Tais considerações nos tornam alertas para o ingrediente retórico em toda socialização, considerada enquanto processo de moralização. O indivíduo, se esforçando para formar-se de acordo com as normas comunicativas que se aplicam aos meios cooperativos de sua sociedade, está igualmente preocupado com a retórica da identificação. Para agir sobre si mesmo persuasivamente, ele deve recorrer variadamente a imagens e ideias que são formativas. A educação ("doutrinação") exerce de fora tal e tal pressão sobre ele; ele completa o processo a partir de dentro. Se ele de alguma maneira não age para dizer para si mesmo (enquanto sua própria audiência) o que os diversos tipos de oradores disseram a ele, sua persuasão não está completa. Apenas são efetivas as vozes exteriores que conseguem falar na linguagem de uma voz interior.

Entre os Tanala de Madagascar, é dito, a maioria dos membros suscetíveis ao tromba ("ataque neurótico indicado por um extremo desejo de dançar"), descobriu-se, estão entre os menos favorecidos da tribo. Tais ataques, diz-se, são um dispositivo que torna o possuído "o centro de toda atenção". E depois os membros mais ricos e poderosos da família da vítima pagam a conta, para que "o ego do indivíduo esteja bem satisfeito e ele possa socializar até que o próximo ataque da tromba ocorra." Em suma, "como a maioria dos ataques histéricos, a tromba requer uma audiência."

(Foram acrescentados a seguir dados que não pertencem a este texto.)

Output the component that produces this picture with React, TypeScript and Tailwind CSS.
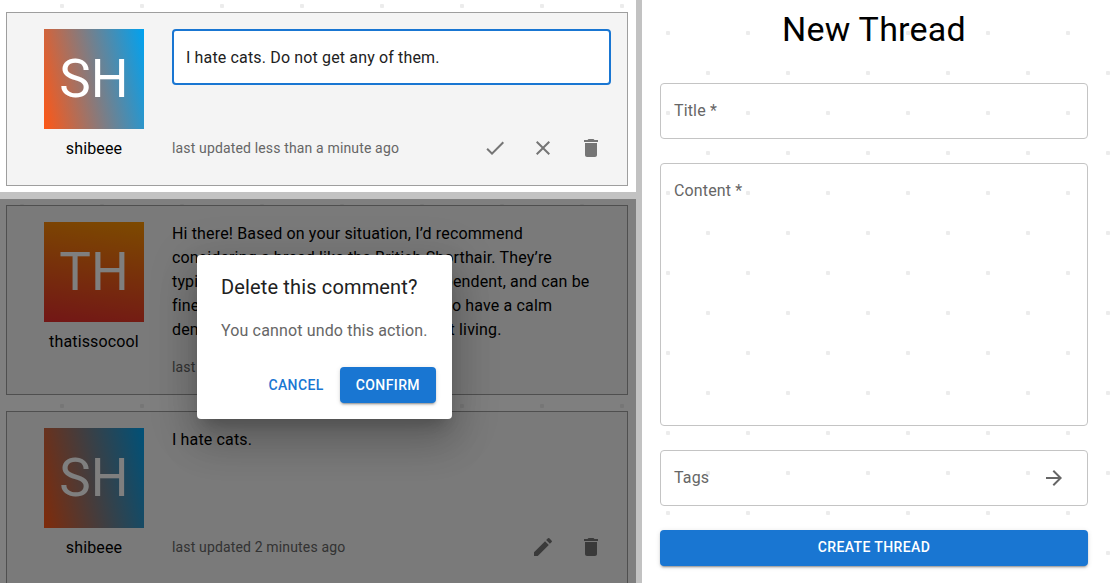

As citações são de A. Kardiner, The individual and his society. Elas sugeririam que, quando perguntarmos o que mais estaria no escopo do nosso tópico, poderíamos também incluir uma "retórica da histeria." Pois aqui também há expressões que são endereçadas – e então confrontamos a ironia derradeira, ao entrevermos como até mesmo uma catatonia que cai em puro automatismo, para além do alcance de toda comunicação linguística normal, é em sua origem comunicativa, endereçada, embora isto seja, paralogicamente, um apelo-que-acaba-com-todos-os-apelos.